Aan weerszijden van de aardgasleidingen is sprake van een belemmerende strook van 5 meter waarbinnen geen bebouwing mag worden opgericht voor zover deze nog niet aanwezig is. Het bestemmingsplan is conserverend van aard en er zijn geen ruimtelijke ontwikkelingen geprojecteerd binnen de belemmerende zone.

Via de zuidelijk gelegen buisleiding met kenmerk N-256-10-KR-039 wordt aardgas onder een overdruk van 40 bar getransporteerd. De leiding heeft een diameter van 8,4 inch (212 mm). Ook deze buisleiding heeft geen berekende PR-contour


Groepsrisico

Het betreft een conserverend bestemmingsplan. Dit betekent dat er geen significante wijzigingen zullen plaatsvinden in het aantal personen binnen het plangebied. Er zal dan ook geen verandering in het groepsrisico optreden ten opzichte van de huidige situatie. Een verantwoording van het groepsrisico is dan ook niet aan de orde.

De Hulpverleningsdienst Drenthe heeft op 8 juni 2009 advies (kenmerk: HVD/09/209/JvtZ) uitgebracht in het kader van de externe veiligheid. Het betreft een conserverend bestemmingsplan met reeds bestaande buisleidingen. Dit geeft geen mogelijkheden om het gebied anders in te richten.

Belangrijke aandachtspunten zijn wel de zelfredzaamheid en de bestrijdbaarheid van een calamiteit, aangezien binnen het plangebied een tweetal scholen (aantal aanwezige personen: 425), een peuterspeelzaal (aantal aanwezige personen: 110) en een verzorgingstehuis (aantal aanwezige personen: 40) aanwezig zijn. Bij een voornemen tot toekomstige ontwikkelingen in het plangebied dient dan ook rekening te worden gehouden met de inrichting om schade aan gebouwen en slachtoffers te voorkomen. In het kader van bestrijdbaarheid is het plangebied op dit moment goed bereikbaar voor de hulpverleningsdiensten. Om de bereikbaarheid binnen de zorgnorm van 15 minuten te kunnen blijven garanderen, is het van belang om bij een eventueel toekomstige verandering van wegen te voorkomen dat extra verkeersremmende maatregelen worden getroffen. Hierdoor zou de aanrijtijd van de brandweer of andere hulpdiensten worden verlengd, waardoor de zorgnorm mogelijk niet gehaald zou kunnen worden.

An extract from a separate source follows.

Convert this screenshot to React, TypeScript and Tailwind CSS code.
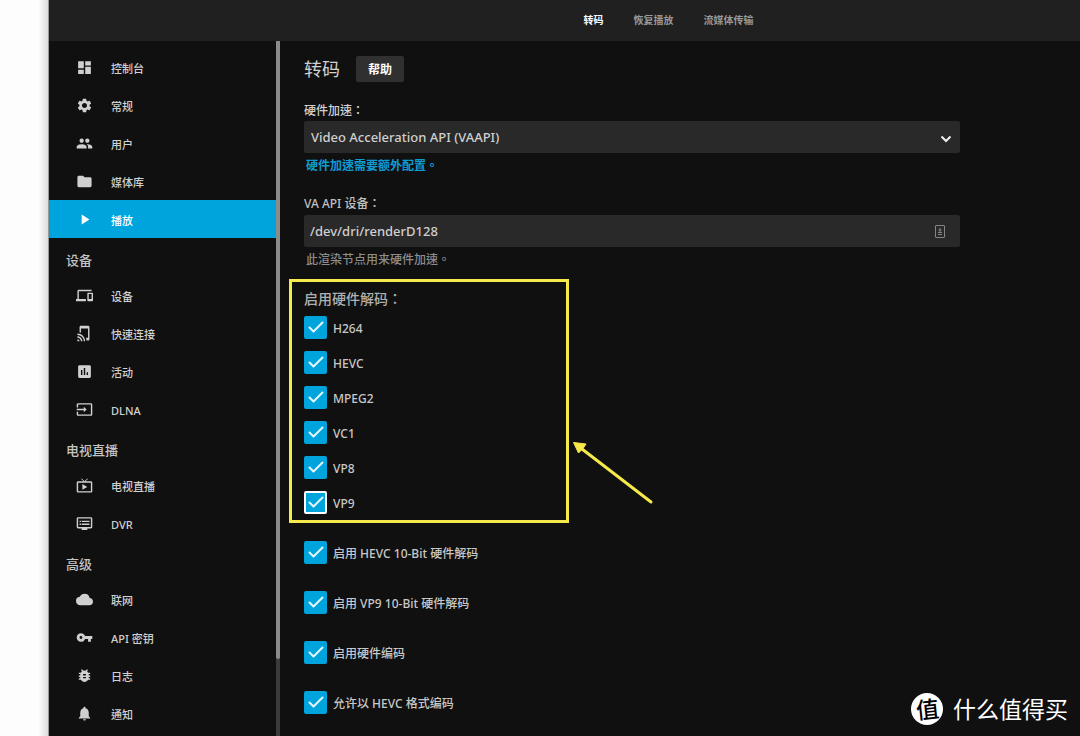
import type { ComponentType } from "react";
import {
  MdAssessment,
  MdBugReport,
  MdCloud,
  MdDashboard,
  MdDevices,
  MdDvr,
  MdFolder,
  MdInput,
  MdLiveTv,
  MdNotifications,
  MdPeople,
  MdPlayArrow,
  MdSettings,
  MdTapAndPlay,
  MdVpnKey,
} from "react-icons/md";

type NavItem = {
  label: string;
  icon: ComponentType<{ className?: string }>;
  active?: boolean;
};

type NavGroup = { title?: string; items: NavItem[] };

const navGroups: NavGroup[] = [
  {
    items: [
      { label: "控制台", icon: MdDashboard },
      { label: "常规", icon: MdSettings },
      { label: "用户", icon: MdPeople },
      { label: "媒体库", icon: MdFolder },
      { label: "播放", icon: MdPlayArrow, active: true },
    ],
  },
  {
    title: "设备",
    items: [
      { label: "设备", icon: MdDevices },
      { label: "快速连接", icon: MdTapAndPlay },
      { label: "活动", icon: MdAssessment },
      { label: "DLNA", icon: MdInput },
    ],
  },
  {
    title: "电视直播",
    items: [
      { label: "电视直播", icon: MdLiveTv },
      { label: "DVR", icon: MdDvr },
    ],
  },
  {
    title: "高级",
    items: [
      { label: "联网", icon: MdCloud },
      { label: "API 密钥", icon: MdVpnKey },
      { label: "日志", icon: MdBugReport },
      { label: "通知", icon: MdNotifications },
    ],
  },
];

const tabs = ["转码", "恢复播放", "流媒体传输"];

const codecs = ["H264", "HEVC", "MPEG2", "VC1", "VP8", "VP9"];

const options = [
  "启用 HEVC 10-Bit 硬件解码",
  "启用 VP9 10-Bit 硬件解码",
  "启用硬件编码",
  "允许以 HEVC 格式编码",
];

function Checkbox({ label, focused = false }: { label: string; focused?: boolean }) {
  return (
    <label className="flex items-center gap-[6px] text-xs font-medium text-[#c8c8c8]">
      <span className="relative size-[23px] shrink-0">
        <input
          type="checkbox"
          defaultChecked
          className={`peer block size-full appearance-none rounded-xs border-2 border-[#777] checked:bg-[#00a4dc] ${
            focused ? "checked:border-white" : "checked:border-[#00a4dc]"
          }`}
        />
        <svg
          viewBox="0 0 23 23"
          className="pointer-events-none absolute inset-0 hidden size-full peer-checked:block"
          fill="none"
          stroke="#e4f8ff"
          strokeWidth="2"
          strokeLinecap="round"
          strokeLinejoin="round"
        >
          <path d="M5.500 11.500 9.500 15.500 18.500 6.500" />
        </svg>
      </span>
      <span className="pt-[2px]">{label}</span>
    </label>
  );
}

function Sidebar() {
  return (
    <aside className="flex w-[231px] shrink-0">
      <nav className="min-w-0 flex-1 overflow-hidden pt-[7px]">
        {navGroups.map((group, index) => (
          <div key={group.title ?? index}>
            {group.title && (
              <h2 className="flex h-[38px] items-center pt-2 pl-[17px] text-[13px] font-medium text-[#c4c4c4]">
                {group.title}
              </h2>
            )}
            {group.items.map(({ label, icon: Icon, active }) => (
              <a
                key={label}
                href="#"
                className={`flex h-[38px] items-center gap-[18px] pl-[27px] text-[11px] font-medium ${
                  active ? "bg-[#00a4dc] text-white" : "text-[#d0d0d0]"
                }`}
              >
                <Icon className="size-[17px] shrink-0" />
                <span className="pt-1">{label}</span>
              </a>
            ))}
          </div>
        ))}
      </nav>
      <div className="flex w-1 flex-col bg-[#3b3b3b]">
        <div className="h-8/9 rounded-b-xs bg-[#8b8b8b]" />
      </div>
    </aside>
  );
}

function Annotation() {
  return (
    <>
      <div className="pointer-events-none absolute -top-[10px] -left-[15px] h-[244px] w-[280px] border-3 border-[#f5e94c]" />
      <svg
        viewBox="0 0 82 66"
        className="pointer-events-none absolute top-[152px] left-[268px] h-[66px] w-[82px]"
      >
        <path d="M10 8 79 61" stroke="#f5e94c" strokeWidth="3" strokeLinecap="round" />
        <path d="M1.500 1.500 14 3 11 7.500 6.500 12Z" fill="#f5e94c" stroke="#f5e94c" strokeLinejoin="round" />
      </svg>
    </>
  );
}

function Watermark() {
  return (
    <div className="pointer-events-none absolute right-3 bottom-[11px] flex items-center gap-[10px] text-white">
      <span className="flex size-8 items-center justify-center rounded-full bg-white text-[23px] leading-none font-medium text-black">
        <span className="-rotate-6">值</span>
      </span>
      <span className="text-[23px] leading-8">什么值得买</span>
    </div>
  );
}

export default function App() {
  return (
    <div className="relative flex h-screen overflow-hidden bg-[#fcfcfc] font-['Noto_Sans','Noto_Sans_CJK_TC',sans-serif]">
      <div className="w-[49px] shrink-0 border-r border-[#999] bg-linear-to-r from-[#fdfdfd] from-80% to-[#dcdcdc]" />
      <div className="flex min-w-0 flex-1 flex-col bg-[#101010] text-[#d0d0d0]">
        <header className="flex h-[41px] shrink-0 items-center justify-center gap-[30px] bg-[#202020] pl-[208px] text-[10px] font-bold">
          {tabs.map((tab, index) => (
            <button key={tab} type="button" className={index === 0 ? "text-white" : "text-[#999]"}>
              {tab}
            </button>
          ))}
        </header>

        <div className="flex min-h-0 flex-1">
          <Sidebar />

          <main className="min-w-0 flex-1 overflow-hidden px-6 pt-[15px]">
            <form className="max-w-[656px]">
              <div className="flex items-center gap-4">
                <h1 className="text-lg leading-[26px]">转码</h1>
                <button
                  type="button"
                  className="h-[26px] w-12 rounded-xs bg-[#303030] pt-[2px] text-xs font-bold text-white"
                >
                  帮助
                </button>
              </div>

              <div className="mt-[19px]">
                <label htmlFor="acceleration" className="block text-xs leading-5 font-medium">
                  硬件加速：
                </label>
                <div className="relative">
                  <select
                    id="acceleration"
                    className="block h-8 w-full appearance-none rounded-xs bg-[#292929] px-[7px] pt-px text-[13px] font-medium text-[#cfcfcf]"
                  >
                    <option>Video Acceleration API (VAAPI)</option>
                  </select>
                  <svg
                    viewBox="0 0 12 8"
                    className="pointer-events-none absolute top-[14px] right-2 h-2 w-3"
                    fill="none"
                    stroke="#eee"
                    strokeWidth="2"
                  >
                    <path d="M1.500 1.500 6 6 10.500 1.500" />
                  </svg>
                </div>
                <a href="#" className="mt-[3px] block pl-[2px] text-xs leading-5 font-bold text-[#0e9bd0]">
                  硬件加速需要额外配置。
                </a>
              </div>

              <div className="mt-[18px]">
                <label htmlFor="device" className="block text-xs leading-5 font-medium text-[#c0c0c0]">
                  VA API 设备：
                </label>
                <div className="relative mt-px">
                  <input
                    id="device"
                    type="text"
                    defaultValue="/dev/dri/renderD128"
                    className="block h-8 w-full rounded-xs bg-[#292929] px-[6px] text-[13px] font-medium text-[#cfcfcf]"
                  />
                  <svg
                    viewBox="0 0 10 13"
                    className="pointer-events-none absolute top-[10px] right-[15px] h-[13px] w-[10px]"
                    fill="none"
                    stroke="#858585"
                  >
                    <rect x="0.500" y="0.500" width="9" height="12" rx="0.500" />
                    <path d="M5 3v4M3.500 5h3M3 7.500h4M3 9.500h4" />
                  </svg>
                </div>
                <p className="mt-[3px] pl-[2px] text-xs leading-5 font-medium text-[#8c8c8c]">
                  此渲染节点用来硬件加速。
                </p>
              </div>

              <div className="relative mt-[19px]">
                <fieldset>
                  <legend className="block text-sm leading-5 font-medium text-[#b0b0b0]">
                    启用硬件解码：
                  </legend>
                  <div className="flex flex-col gap-3 pt-[7px]">
                    {codecs.map((codec) => (
                      <Checkbox key={codec} label={codec} focused={codec === "VP9"} />
                    ))}
                  </div>
                </fieldset>
                <Annotation />
              </div>

              <div className="mt-[27px] flex flex-col gap-[27px]">
                {options.map((option) => (
                  <Checkbox key={option} label={option} />
                ))}
              </div>
            </form>
          </main>
        </div>
      </div>
      <Watermark />
    </div>
  );
}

Tot slot dient bij grondwerkzaamheden in de nabijheid van de leidingen rekening te worden gehouden met de volgende aandachtspunten:

  • het doen van een Klic-melding voor aanvang van de graafwerkzaamheden, waarbij de buisleidingen in kaart worden gebracht;
  • indien graafwerkzaamheden in de nabijheid of boven een ondergrondse buisleiding worden uitgevoerd kan mogelijk een bescherming van bovenaf worden aangebracht in de vorm van een afdekking met betonplaten of het aanbrengen van een netconstructie. Hierdoor kan een eventuele PR-contour rondom een buisleiding worden verkleind, omdat de betonplaat of net een signaleringsfunctie heeft dat een ondergrondse buisleiding aanwezig is.

Hoogspanningsleidingen

Binnen het plangebied lopen geen hoogspanningsleidingen. Het is daarom niet noodzakelijk om in enige vorm uitvoering te geven aan het voorzorgsbeleid (brief 24 december 2004 sts secr Van Geel) inzake de magnetische velden veroorzaakt door hoogspanningslijnen.